Sénégal: l'ONU estime le procès de Karim Wade inéquitable
«La détention de Karim Wade est arbitraire», estime le groupe de travail des Nations unies sur la détention arbitraire. La décision date du 7 mai mais elle n'a été notifiée officiellement que lundi 1er juin aux avocats de la défense de Karim Wade, condamné à six ans de prison ferme en mars dernier pour enrichissement illicite. Le groupe de travail des Nations unies demande donc au Sénégal de prendre les mesures nécessaires pour remédier au préjudice subi, en prévoyant une réparation intégrale.
Pour le gouvernement, le groupe de travail de l'ONU n'a rendu qu'un simple avis. Le pourvoi en cassation de Karim Wade n'est pas encore vidé. Seule compte la décision des juridictions sénégalaises. Maître Aly Fall, avocat de l'Etat sénéglais, conteste les conclusions du rapport. « Cette affaire a été jugée régulièrement par des juridictions sénégalaises régulièrement composées et qui fonctionnent normalement. C'est pas à un groupe d'experts d'ordonner ou de faire une quelconque injonction au pouvoir judiciaire au Sénégal. Cela me semble ahurissant. »
Pour les avocats de Karim Wade, c'est la confirmation de ce qu'ils ont toujours dénoncé. Maître Mohamed Seydou Diagne salue la position de l'ONU : « le groupe de travail des Nations unies rend enfin justice à M. Karim Wade. C'est la victoire du droit sur l'arbitraire, c'est la victoire du droit sur la force d'un Etat ». Et il appelle les autorités à « appliquer les avis et recommandations de l'ONU », à « libérer immédiatement » le fils de l'ancien président et à « l'indemniser à hauteur de son préjudice ».
Il s'agit d'un document de neuf pages dans lequel les experts listent plusieurs manquements constitutifs de violations des lois nationales et du droit international. Les membres du groupe de travail décrivent la Crei, la Cour de répression de l'enrichissement illicite, comme une juridiction d'exception. Une juridiction incompétente pour juger Karim Wade, ministre en exercice au moment des faits incriminés.

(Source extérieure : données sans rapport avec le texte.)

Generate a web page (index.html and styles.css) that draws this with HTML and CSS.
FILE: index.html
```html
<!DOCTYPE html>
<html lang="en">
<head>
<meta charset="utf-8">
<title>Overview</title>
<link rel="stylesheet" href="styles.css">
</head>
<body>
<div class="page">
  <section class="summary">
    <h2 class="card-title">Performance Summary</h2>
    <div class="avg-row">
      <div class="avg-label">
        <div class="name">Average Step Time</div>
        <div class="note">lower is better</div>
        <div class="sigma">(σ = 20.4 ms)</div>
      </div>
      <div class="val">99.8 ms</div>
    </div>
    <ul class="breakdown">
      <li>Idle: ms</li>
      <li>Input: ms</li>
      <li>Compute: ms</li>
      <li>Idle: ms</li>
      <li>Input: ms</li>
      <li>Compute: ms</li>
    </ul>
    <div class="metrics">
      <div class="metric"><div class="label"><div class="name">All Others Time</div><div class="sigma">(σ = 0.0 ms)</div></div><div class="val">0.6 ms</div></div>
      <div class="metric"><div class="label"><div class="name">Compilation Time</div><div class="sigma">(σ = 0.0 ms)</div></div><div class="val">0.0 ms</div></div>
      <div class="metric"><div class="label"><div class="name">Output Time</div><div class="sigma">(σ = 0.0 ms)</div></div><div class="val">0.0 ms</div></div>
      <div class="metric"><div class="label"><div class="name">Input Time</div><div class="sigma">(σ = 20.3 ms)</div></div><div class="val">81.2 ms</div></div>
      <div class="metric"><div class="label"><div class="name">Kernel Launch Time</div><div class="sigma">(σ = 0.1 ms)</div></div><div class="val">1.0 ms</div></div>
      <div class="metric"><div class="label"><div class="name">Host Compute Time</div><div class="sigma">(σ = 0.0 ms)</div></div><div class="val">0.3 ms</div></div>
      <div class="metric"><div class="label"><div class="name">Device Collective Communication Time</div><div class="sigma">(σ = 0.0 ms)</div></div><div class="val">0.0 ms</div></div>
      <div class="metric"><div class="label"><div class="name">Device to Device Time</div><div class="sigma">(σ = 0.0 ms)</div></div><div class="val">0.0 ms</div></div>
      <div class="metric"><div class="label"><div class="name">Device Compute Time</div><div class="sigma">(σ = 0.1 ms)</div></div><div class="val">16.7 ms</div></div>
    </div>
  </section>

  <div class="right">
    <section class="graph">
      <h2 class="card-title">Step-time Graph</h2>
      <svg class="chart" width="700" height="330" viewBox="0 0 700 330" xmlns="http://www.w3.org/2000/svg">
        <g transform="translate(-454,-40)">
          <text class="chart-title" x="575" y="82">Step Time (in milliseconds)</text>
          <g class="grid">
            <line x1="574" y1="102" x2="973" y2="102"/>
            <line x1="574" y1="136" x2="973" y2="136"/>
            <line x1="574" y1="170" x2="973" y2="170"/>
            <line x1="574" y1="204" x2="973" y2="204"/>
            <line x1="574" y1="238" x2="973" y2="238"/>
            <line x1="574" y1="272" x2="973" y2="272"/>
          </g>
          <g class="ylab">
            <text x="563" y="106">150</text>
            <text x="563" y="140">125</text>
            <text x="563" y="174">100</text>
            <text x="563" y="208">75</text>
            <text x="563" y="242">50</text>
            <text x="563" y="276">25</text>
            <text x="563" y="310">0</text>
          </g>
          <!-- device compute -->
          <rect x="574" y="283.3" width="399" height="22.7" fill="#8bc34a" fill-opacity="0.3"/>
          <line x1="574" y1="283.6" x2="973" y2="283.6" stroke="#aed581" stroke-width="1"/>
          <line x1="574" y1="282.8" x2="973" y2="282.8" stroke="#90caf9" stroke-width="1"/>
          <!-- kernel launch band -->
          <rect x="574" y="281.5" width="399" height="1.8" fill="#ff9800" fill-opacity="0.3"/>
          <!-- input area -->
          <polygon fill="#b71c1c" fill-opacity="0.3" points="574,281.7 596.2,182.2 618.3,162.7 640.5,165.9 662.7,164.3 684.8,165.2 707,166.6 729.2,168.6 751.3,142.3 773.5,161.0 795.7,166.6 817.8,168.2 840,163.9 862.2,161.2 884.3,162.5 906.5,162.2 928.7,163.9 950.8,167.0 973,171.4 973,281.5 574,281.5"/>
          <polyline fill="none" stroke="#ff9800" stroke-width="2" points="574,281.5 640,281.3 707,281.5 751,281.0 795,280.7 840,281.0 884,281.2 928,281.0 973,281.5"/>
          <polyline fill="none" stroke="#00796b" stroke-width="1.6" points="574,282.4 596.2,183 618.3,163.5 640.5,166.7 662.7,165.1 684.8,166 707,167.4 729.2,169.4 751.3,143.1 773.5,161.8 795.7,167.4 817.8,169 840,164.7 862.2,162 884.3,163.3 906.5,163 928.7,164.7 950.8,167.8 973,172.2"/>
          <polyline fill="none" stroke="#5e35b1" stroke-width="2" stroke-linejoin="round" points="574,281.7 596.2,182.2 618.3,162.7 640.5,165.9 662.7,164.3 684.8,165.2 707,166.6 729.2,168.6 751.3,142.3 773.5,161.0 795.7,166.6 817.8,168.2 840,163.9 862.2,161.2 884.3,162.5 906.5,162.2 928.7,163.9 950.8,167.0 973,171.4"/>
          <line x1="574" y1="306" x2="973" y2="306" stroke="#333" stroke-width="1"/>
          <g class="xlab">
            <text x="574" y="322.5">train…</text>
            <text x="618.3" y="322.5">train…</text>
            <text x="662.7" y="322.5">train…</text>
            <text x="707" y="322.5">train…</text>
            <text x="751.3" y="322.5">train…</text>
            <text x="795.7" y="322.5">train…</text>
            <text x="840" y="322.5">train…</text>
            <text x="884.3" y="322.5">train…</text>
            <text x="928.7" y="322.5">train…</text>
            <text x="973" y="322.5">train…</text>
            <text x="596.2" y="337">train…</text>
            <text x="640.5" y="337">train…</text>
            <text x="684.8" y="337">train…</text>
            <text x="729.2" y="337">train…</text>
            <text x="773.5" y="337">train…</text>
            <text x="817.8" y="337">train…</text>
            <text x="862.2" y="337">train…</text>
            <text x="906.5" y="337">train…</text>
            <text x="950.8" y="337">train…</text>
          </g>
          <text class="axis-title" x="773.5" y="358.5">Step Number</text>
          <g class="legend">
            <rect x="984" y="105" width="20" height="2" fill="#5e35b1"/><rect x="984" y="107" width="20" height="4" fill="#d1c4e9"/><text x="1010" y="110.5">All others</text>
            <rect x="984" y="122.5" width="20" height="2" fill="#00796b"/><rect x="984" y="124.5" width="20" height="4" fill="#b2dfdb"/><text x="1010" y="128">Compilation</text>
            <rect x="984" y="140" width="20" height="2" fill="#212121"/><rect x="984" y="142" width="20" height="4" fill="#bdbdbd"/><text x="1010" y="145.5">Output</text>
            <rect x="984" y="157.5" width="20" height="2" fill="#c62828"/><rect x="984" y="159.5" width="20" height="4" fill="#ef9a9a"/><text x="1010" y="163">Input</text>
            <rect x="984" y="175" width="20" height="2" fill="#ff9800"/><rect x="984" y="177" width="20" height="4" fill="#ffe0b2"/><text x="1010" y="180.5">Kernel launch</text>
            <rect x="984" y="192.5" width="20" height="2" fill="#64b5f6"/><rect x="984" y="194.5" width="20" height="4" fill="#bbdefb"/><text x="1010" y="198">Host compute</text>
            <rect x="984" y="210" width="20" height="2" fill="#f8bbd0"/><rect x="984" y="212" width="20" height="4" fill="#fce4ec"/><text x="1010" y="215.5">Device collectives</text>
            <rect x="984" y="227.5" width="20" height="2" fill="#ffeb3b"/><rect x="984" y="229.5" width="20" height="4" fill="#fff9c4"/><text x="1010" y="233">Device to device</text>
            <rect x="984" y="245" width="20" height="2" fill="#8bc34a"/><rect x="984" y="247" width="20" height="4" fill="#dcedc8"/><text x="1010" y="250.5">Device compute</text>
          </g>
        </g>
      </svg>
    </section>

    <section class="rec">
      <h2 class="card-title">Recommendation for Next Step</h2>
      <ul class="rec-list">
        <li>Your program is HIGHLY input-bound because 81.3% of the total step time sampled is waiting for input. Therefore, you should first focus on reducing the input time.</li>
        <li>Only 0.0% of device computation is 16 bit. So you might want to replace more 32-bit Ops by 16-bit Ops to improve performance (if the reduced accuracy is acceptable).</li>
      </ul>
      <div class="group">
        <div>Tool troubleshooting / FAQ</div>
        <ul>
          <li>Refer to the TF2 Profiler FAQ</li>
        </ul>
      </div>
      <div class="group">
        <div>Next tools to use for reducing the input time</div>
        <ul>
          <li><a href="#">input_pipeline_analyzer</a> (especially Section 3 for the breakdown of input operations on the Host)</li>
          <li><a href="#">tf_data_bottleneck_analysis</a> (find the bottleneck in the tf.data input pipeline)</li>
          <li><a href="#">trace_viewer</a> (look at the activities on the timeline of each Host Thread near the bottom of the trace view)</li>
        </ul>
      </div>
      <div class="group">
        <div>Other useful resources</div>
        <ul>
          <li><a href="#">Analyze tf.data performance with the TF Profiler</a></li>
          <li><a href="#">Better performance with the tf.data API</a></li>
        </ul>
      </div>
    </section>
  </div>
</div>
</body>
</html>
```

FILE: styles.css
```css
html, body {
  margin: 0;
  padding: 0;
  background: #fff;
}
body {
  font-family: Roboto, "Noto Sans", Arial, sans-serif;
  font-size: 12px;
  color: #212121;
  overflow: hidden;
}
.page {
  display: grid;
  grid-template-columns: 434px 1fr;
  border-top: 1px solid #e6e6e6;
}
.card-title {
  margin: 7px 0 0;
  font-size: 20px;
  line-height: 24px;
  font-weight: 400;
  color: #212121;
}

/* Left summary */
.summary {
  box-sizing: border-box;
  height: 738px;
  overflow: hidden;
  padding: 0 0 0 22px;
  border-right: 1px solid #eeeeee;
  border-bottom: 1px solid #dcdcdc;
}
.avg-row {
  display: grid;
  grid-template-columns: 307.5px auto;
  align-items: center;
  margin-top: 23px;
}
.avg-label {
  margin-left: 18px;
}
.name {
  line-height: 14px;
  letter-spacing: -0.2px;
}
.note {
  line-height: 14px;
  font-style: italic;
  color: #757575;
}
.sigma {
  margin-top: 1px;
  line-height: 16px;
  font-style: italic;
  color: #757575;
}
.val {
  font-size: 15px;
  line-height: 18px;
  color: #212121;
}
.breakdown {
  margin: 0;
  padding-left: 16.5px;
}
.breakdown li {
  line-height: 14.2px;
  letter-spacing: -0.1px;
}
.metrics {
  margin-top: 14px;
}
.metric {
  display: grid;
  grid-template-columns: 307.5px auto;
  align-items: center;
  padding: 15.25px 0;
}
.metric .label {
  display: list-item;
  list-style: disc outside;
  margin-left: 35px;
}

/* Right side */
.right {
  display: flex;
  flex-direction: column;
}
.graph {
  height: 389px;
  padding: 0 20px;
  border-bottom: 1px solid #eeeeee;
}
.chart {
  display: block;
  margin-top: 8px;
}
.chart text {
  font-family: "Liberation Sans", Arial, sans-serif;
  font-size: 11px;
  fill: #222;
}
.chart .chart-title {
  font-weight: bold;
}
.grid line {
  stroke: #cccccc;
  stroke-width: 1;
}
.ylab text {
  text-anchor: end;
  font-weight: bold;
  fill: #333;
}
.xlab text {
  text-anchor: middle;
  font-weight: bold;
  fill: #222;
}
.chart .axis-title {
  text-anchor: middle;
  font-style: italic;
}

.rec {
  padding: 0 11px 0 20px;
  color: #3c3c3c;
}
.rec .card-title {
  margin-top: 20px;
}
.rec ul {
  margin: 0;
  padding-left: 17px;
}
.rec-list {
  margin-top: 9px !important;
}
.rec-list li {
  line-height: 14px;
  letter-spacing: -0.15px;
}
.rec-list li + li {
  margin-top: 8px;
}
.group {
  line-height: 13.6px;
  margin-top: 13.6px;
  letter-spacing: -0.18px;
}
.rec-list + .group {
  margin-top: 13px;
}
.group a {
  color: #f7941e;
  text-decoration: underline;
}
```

Selon le groupe de travail des Nations unies, la détention de Karim Wade est arbitraire, parce que le prolongement de sa détention préventive n'avait pas de base légale. Ensuite parce que les délais des procédures n'ont pas été respectés : selon les textes qui régissent la Cour de répression de l'enrichissement illicite, Karim Wade devait être fixé sur son sort dans les neufs mois, or la procédure a duré le double : 18 mois en tout.
Le groupe de travail dénonce d'autres manquements à la Déclaration universelle des droits de l'homme et au pacte international relatif aux droits civils et politiques, comme la différence de traitement entre les prévenus puisque certains ont bénéficié d'une liberté provisoire quand Karim Wade était maintenu en prison.
C'est une violation du droit à un procès équitable, selon l'institution onusienne. En fait, cette liste de griefs a été soumise au groupe de travail par la défense de Karim Wade. Les arguments de l'accusation n'ont pas été pris en compte dans la rédaction de cet avis, précise par ailleurs le groupe de travail. L'Etat sénégalais n'a pas respecté les délais et a rendu sa réponse un jour trop tard.